The case also highlights the rigidity of the penalty regime for filing failures, with late filing penalties applying even where no tax is ultimately due. This reinforces the need for taxpayers to prioritize filing obligations and ensure they have robust controls and procedures to avoid compliance failures.

Wider Issues and Developments

Stepping back, this case exemplifies the ongoing strict stance taken by HMRC and the courts regarding tax compliance failures in recent years as part of wider efforts to tackle the UK tax gap. 

Developments such as increased penalties and new corporate criminal offences for enablers of tax evasion reflect an environment focused on enforcing compliance.

This strict approach can seem heavy-handed, as evident in this case with large automatic penalties. However, improving the UK’s poor tax avoidance and evasion record requires robust compliance incentives.

Ensuring penalties are not disproportionate does require discretion, care and nuance by HMRC and in appeal decisions. But ultimately, most taxpayers accept the need for strong disincentives for non-compliance. Clear penalty frameworks, aligned with policy intents, as in this case, help support voluntary compliance.

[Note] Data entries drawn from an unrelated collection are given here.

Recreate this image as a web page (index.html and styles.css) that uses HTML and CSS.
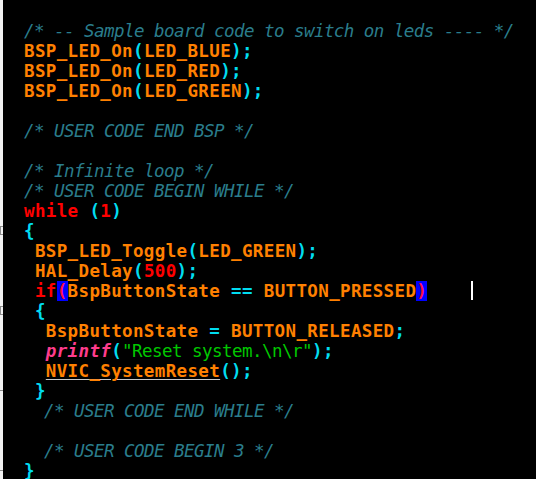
FILE: index.html
```html
<!DOCTYPE html>
<html lang="en">
<head>
  <meta charset="UTF-8" />
  <meta name="viewport" content="width=device-width, initial-scale=1.0" />
  <title>main.c - editor</title>
  <link rel="stylesheet" href="styles.css">
</head>
<body>

  <!-- Editor -->
  <div class="editor">

    <!-- Fold gutter -->
    <div class="gutter">
      <div class="g"></div><div class="g"></div><div class="g"></div><div class="g"></div>
      <div class="g"></div><div class="g"></div><div class="g"></div><div class="g"></div>
      <div class="g"></div><div class="g"></div>
      <div class="g"><span class="fold"></span></div>
      <div class="g"></div><div class="g"></div><div class="g"></div>
      <div class="g"><span class="fold"></span></div>
      <div class="g"></div><div class="g"></div><div class="g"></div>
      <div class="g"><span class="fold-end"></span></div>
      <div class="g"></div><div class="g"></div><div class="g"></div>
      <div class="g"><span class="fold-end"></span></div>
    </div>

    <!-- Source -->
    <div class="code">
      <div class="line"><span class="c">/* -- Sample board code to switch on leds ---- */</span></div>
      <div class="line">BSP_LED_On<span class="p">(</span>LED_BLUE<span class="p">);</span></div>
      <div class="line">BSP_LED_On<span class="p">(</span>LED_RED<span class="p">);</span></div>
      <div class="line">BSP_LED_On<span class="p">(</span>LED_GREEN<span class="p">);</span></div>
      <div class="line"></div>
      <div class="line"><span class="c">/* USER CODE END BSP */</span></div>
      <div class="line"></div>
      <div class="line"><span class="c">/* Infinite loop */</span></div>
      <div class="line"><span class="c">/* USER CODE BEGIN WHILE */</span></div>
      <div class="line"><span class="k">while</span> <span class="p">(</span><span class="n">1</span><span class="p">)</span></div>
      <div class="line"><span class="p">{</span></div>
      <div class="line"> BSP_LED_Toggle<span class="p">(</span>LED_GREEN<span class="p">);</span></div>
      <div class="line"> HAL_Delay<span class="p">(</span><span class="n">500</span><span class="p">);</span></div>
      <div class="line"> <span class="k">if</span><span class="match">(</span>BspButtonState <span class="p">==</span> BUTTON_PRESSED<span class="match">)</span>    <span class="cursor"></span></div>
      <div class="line"> <span class="p">{</span></div>
      <div class="line">  BspButtonState <span class="p">=</span> BUTTON_RELEASED<span class="p">;</span></div>
      <div class="line">  <span class="fn">printf</span><span class="p">(</span><span class="s">"Reset system.\n\r"</span><span class="p">);</span></div>
      <div class="line">  <span class="link">NVIC_SystemReset</span><span class="p">();</span></div>
      <div class="line"> <span class="p">}</span></div>
      <div class="line"><span class="sp">  </span><span class="c">/* USER CODE END WHILE */</span></div>
      <div class="line"></div>
      <div class="line"><span class="sp">  </span><span class="c">/* USER CODE BEGIN 3 */</span></div>
      <div class="line"><span class="p">}</span></div>
    </div>
  </div>

</body>
</html>
```

FILE: styles.css
```css
/* Reset & Base */
* {
  margin: 0;
  padding: 0;
  box-sizing: border-box;
}
html, body {
  height: 100%;
  background: #000;
  overflow: hidden;
}

/* Editor */
.editor {
  display: flex;
  height: 100%;
}

/* Fold gutter */
.gutter {
  width: 3px;
  flex: none;
  background: #f2f2f2;
  padding-top: 20px;
}
.g {
  height: 20px;
  position: relative;
}
.fold {
  position: absolute;
  top: 6px;
  left: 0;
  width: 3px;
  height: 9px;
  border: 1px solid #8c8c8c;
  border-right: none;
}
.fold-end {
  position: absolute;
  top: 10px;
  left: 0;
  width: 3px;
  height: 1px;
  background: #8c8c8c;
}

/* Source text */
.code {
  flex: 1;
  padding: 21px 0 0 21px;
  font-family: "DejaVu Sans Mono", monospace;
  font-size: 17.5px;
  line-height: 20px;
  font-weight: bold;
  letter-spacing: 0.36px;
  color: #ff8000;
}
.line {
  height: 20px;
  white-space: pre;
}

.c {
  color: #2a7d8c;
  font-style: italic;
  font-weight: normal;
  letter-spacing: -0.54px;
}
.sp {
  letter-spacing: -0.54px;
}
.p {
  color: #00dcf0;
}
.k,
.n {
  color: #ff0000;
}
.fn {
  color: #ff3c8c;
  font-style: italic;
}
.s {
  color: #00c800;
  font-weight: normal;
  letter-spacing: -0.54px;
}
.link {
  text-decoration: underline;
  text-decoration-color: #c8c8c8;
  text-decoration-thickness: 1px;
  text-underline-offset: 2px;
}
.match {
  color: #ff1040;
  background: #0000ff;
}
.cursor {
  display: inline-block;
  width: 2px;
  height: 19px;
  background: #fff;
  vertical-align: top;
}
```
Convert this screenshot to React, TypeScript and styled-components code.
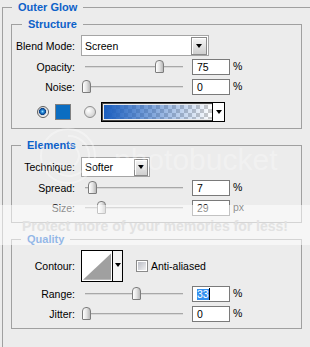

Conclusion: In summary, this case provides:

  • helpful clarity on interpreting late filing penalty rules
  • the validation of automated HMRC notices
  • evaluating special circumstances for potential penalty reductions

The overall trend towards stricter enforcement of filing obligations seems set to continue. This case exemplifies taxpayers’ difficulties in appealing penalties absent clear unfairness or disproportionality.